JOB —
Will you transcribe all the entries word for word, skipping the pictures they hold?

[Web page code records]
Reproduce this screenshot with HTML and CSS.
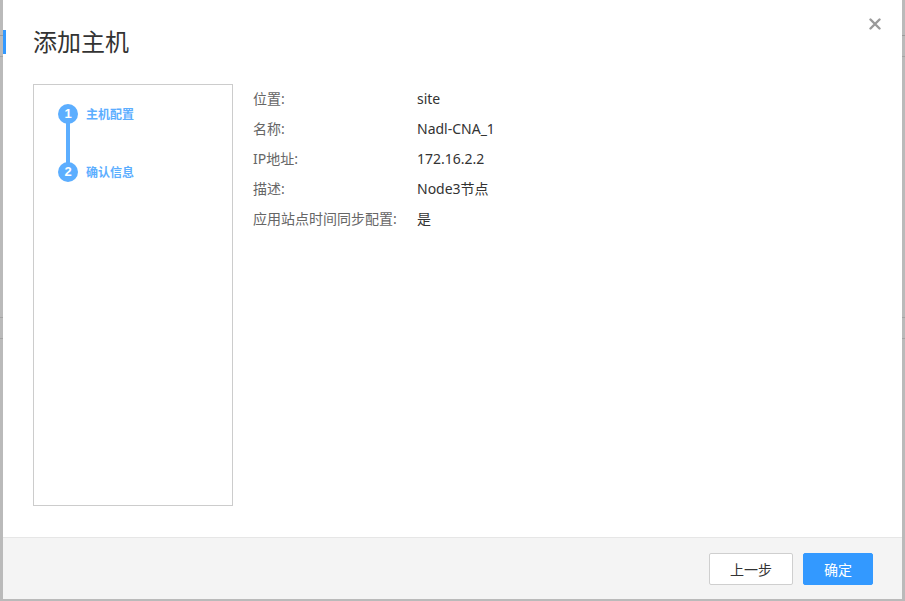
FILE: index.html
```html
<!DOCTYPE html>
<html lang="zh-CN">
<head>
<meta charset="utf-8">
<title>添加主机</title>
<link rel="stylesheet" href="styles.css">
</head>
<body>
<div class="dialog">
  <button class="close" aria-label="关闭">
    <svg width="12" height="12" viewBox="0 0 12 12"><path d="M1.5 1.5L10.5 10.5M10.5 1.5L1.5 10.5" stroke="#9a9a9a" stroke-width="2.4" stroke-linecap="round"/></svg>
  </button>
  <div class="header">
    <span class="accent"></span>
    <h1 class="title">添加主机</h1>
  </div>
  <div class="content">
    <div class="steps">
      <div class="step">
        <span class="dot">1</span>
        <span class="step-label">主机配置</span>
      </div>
      <div class="connector"></div>
      <div class="step">
        <span class="dot">2</span>
        <span class="step-label">确认信息</span>
      </div>
    </div>
    <div class="info">
      <div class="label">位置:</div><div class="value">site</div>
      <div class="label">名称:</div><div class="value">Nadl-CNA_1</div>
      <div class="label">IP地址:</div><div class="value">172.16.2.2</div>
      <div class="label">描述:</div><div class="value">Node3节点</div>
      <div class="label">应用站点时间同步配置:</div><div class="value">是</div>
    </div>
  </div>
  <div class="footer">
    <button class="btn btn-default">上一步</button>
    <button class="btn btn-primary">确定</button>
  </div>
</div>
</body>
</html>
```

FILE: styles.css
```css
html, body {
  margin: 0;
  padding: 0;
}
body {
  width: 905px;
  height: 601px;
  overflow: hidden;
  box-sizing: border-box;
  padding-left: 3px;
  background:
    linear-gradient(#9c9c9c, #9c9c9c) 0 35px / 100% 1px no-repeat,
    linear-gradient(#a4a4a4, #a4a4a4) 0 56px / 100% 1px no-repeat,
    linear-gradient(#a4a4a4, #a4a4a4) 0 317px / 100% 1px no-repeat,
    linear-gradient(#a4a4a4, #a4a4a4) 0 338px / 100% 1px no-repeat,
    #bababa;
  font-family: "Noto Sans", "Noto Sans CJK SC", sans-serif;
}
.dialog {
  position: relative;
  width: 899px;
  height: 599px;
  background: #fff;
  display: flex;
  flex-direction: column;
}
.close {
  position: absolute;
  top: 18px;
  right: 21px;
  width: 12px;
  height: 12px;
  padding: 0;
  border: 0;
  background: none;
  display: flex;
}
.header {
  display: flex;
  align-items: center;
  padding-top: 30px;
  height: 24px;
}
.accent {
  width: 3px;
  height: 24px;
  background: #3399ff;
}
.title {
  margin: 0 0 0 27px;
  font-size: 24px;
  line-height: 24px;
  font-weight: normal;
  color: #333;
}
.content {
  display: flex;
  gap: 20px;
  padding-left: 30px;
  margin-top: 30px;
}
.steps {
  width: 198px;
  height: 420px;
  border: 1px solid #cccccc;
  padding: 19px 0 0 24px;
  box-sizing: content-box;
  width: 174px;
  height: 401px;
}
.step {
  display: flex;
  align-items: center;
  height: 20px;
}
.dot {
  width: 20px;
  height: 20px;
  border-radius: 50%;
  background: #5caeff;
  color: #fff;
  font-size: 13px;
  font-weight: bold;
  line-height: 20px;
  text-align: center;
  font-family: "Liberation Sans", sans-serif;
}
.step-label {
  margin-left: 8px;
  font-size: 12px;
  font-weight: bold;
  color: #5caeff;
}
.connector {
  width: 4px;
  height: 40px;
  margin: -1px 0 -1px 8px;
  background: #5caeff;
}
.info {
  display: grid;
  grid-template-columns: 164px auto;
  grid-auto-rows: 30px;
  align-content: start;
  font-size: 14px;
  line-height: 30px;
}
.label {
  color: #666;
}
.value {
  color: #333;
}
.footer {
  margin-top: auto;
  height: 61px;
  border-top: 1px solid #e6e6e6;
  background: #f4f4f4;
  display: flex;
  justify-content: flex-end;
  align-items: flex-start;
  gap: 10px;
  padding: 15px 29px 0 0;
  box-sizing: border-box;
  height: 62px;
}
.btn {
  height: 32px;
  font-size: 14px;
  font-family: "Noto Sans", "Noto Sans CJK SC", sans-serif;
  border-radius: 2px;
  padding: 0;
  cursor: pointer;
}
.btn-default {
  width: 84px;
  background: #fff;
  border: 1px solid #cfcfcf;
  color: #333;
}
.btn-primary {
  width: 70px;
  background: #3399ff;
  border: 1px solid #3399ff;
  color: #fff;
}
```
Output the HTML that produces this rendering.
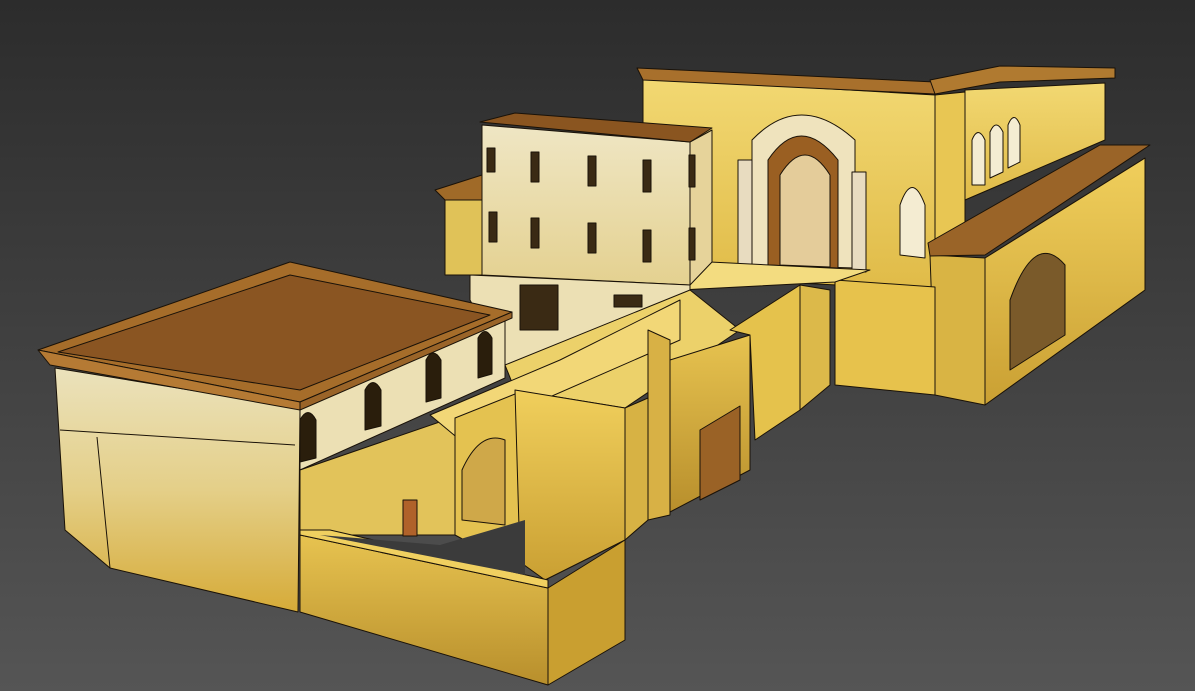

OUTPUT FOR THIS EXERCISE —
Reproduce this screenshot with HTML and CSS.
FILE: index.html
```html
<!DOCTYPE html>
<html lang="zh-CN">
<head>
<meta charset="utf-8">
<title>添加主机</title>
<link rel="stylesheet" href="styles.css">
</head>
<body>
<div class="dialog">
  <button class="close" aria-label="关闭">
    <svg width="12" height="12" viewBox="0 0 12 12"><path d="M1.5 1.5L10.5 10.5M10.5 1.5L1.5 10.5" stroke="#9a9a9a" stroke-width="2.4" stroke-linecap="round"/></svg>
  </button>
  <div class="header">
    <span class="accent"></span>
    <h1 class="title">添加主机</h1>
  </div>
  <div class="content">
    <div class="steps">
      <div class="step">
        <span class="dot">1</span>
        <span class="step-label">主机配置</span>
      </div>
      <div class="connector"></div>
      <div class="step">
        <span class="dot">2</span>
        <span class="step-label">确认信息</span>
      </div>
    </div>
    <div class="info">
      <div class="label">位置:</div><div class="value">site</div>
      <div class="label">名称:</div><div class="value">Nadl-CNA_1</div>
      <div class="label">IP地址:</div><div class="value">172.16.2.2</div>
      <div class="label">描述:</div><div class="value">Node3节点</div>
      <div class="label">应用站点时间同步配置:</div><div class="value">是</div>
    </div>
  </div>
  <div class="footer">
    <button class="btn btn-default">上一步</button>
    <button class="btn btn-primary">确定</button>
  </div>
</div>
</body>
</html>
```

FILE: styles.css
```css
html, body {
  margin: 0;
  padding: 0;
}
body {
  width: 905px;
  height: 601px;
  overflow: hidden;
  box-sizing: border-box;
  padding-left: 3px;
  background:
    linear-gradient(#9c9c9c, #9c9c9c) 0 35px / 100% 1px no-repeat,
    linear-gradient(#a4a4a4, #a4a4a4) 0 56px / 100% 1px no-repeat,
    linear-gradient(#a4a4a4, #a4a4a4) 0 317px / 100% 1px no-repeat,
    linear-gradient(#a4a4a4, #a4a4a4) 0 338px / 100% 1px no-repeat,
    #bababa;
  font-family: "Noto Sans", "Noto Sans CJK SC", sans-serif;
}
.dialog {
  position: relative;
  width: 899px;
  height: 599px;
  background: #fff;
  display: flex;
  flex-direction: column;
}
.close {
  position: absolute;
  top: 18px;
  right: 21px;
  width: 12px;
  height: 12px;
  padding: 0;
  border: 0;
  background: none;
  display: flex;
}
.header {
  display: flex;
  align-items: center;
  padding-top: 30px;
  height: 24px;
}
.accent {
  width: 3px;
  height: 24px;
  background: #3399ff;
}
.title {
  margin: 0 0 0 27px;
  font-size: 24px;
  line-height: 24px;
  font-weight: normal;
  color: #333;
}
.content {
  display: flex;
  gap: 20px;
  padding-left: 30px;
  margin-top: 30px;
}
.steps {
  width: 198px;
  height: 420px;
  border: 1px solid #cccccc;
  padding: 19px 0 0 24px;
  box-sizing: content-box;
  width: 174px;
  height: 401px;
}
.step {
  display: flex;
  align-items: center;
  height: 20px;
}
.dot {
  width: 20px;
  height: 20px;
  border-radius: 50%;
  background: #5caeff;
  color: #fff;
  font-size: 13px;
  font-weight: bold;
  line-height: 20px;
  text-align: center;
  font-family: "Liberation Sans", sans-serif;
}
.step-label {
  margin-left: 8px;
  font-size: 12px;
  font-weight: bold;
  color: #5caeff;
}
.connector {
  width: 4px;
  height: 40px;
  margin: -1px 0 -1px 8px;
  background: #5caeff;
}
.info {
  display: grid;
  grid-template-columns: 164px auto;
  grid-auto-rows: 30px;
  align-content: start;
  font-size: 14px;
  line-height: 30px;
}
.label {
  color: #666;
}
.value {
  color: #333;
}
.footer {
  margin-top: auto;
  height: 61px;
  border-top: 1px solid #e6e6e6;
  background: #f4f4f4;
  display: flex;
  justify-content: flex-end;
  align-items: flex-start;
  gap: 10px;
  padding: 15px 29px 0 0;
  box-sizing: border-box;
  height: 62px;
}
.btn {
  height: 32px;
  font-size: 14px;
  font-family: "Noto Sans", "Noto Sans CJK SC", sans-serif;
  border-radius: 2px;
  padding: 0;
  cursor: pointer;
}
.btn-default {
  width: 84px;
  background: #fff;
  border: 1px solid #cfcfcf;
  color: #333;
}
.btn-primary {
  width: 70px;
  background: #3399ff;
  border: 1px solid #3399ff;
  color: #fff;
}
```
Output the HTML that produces this rendering.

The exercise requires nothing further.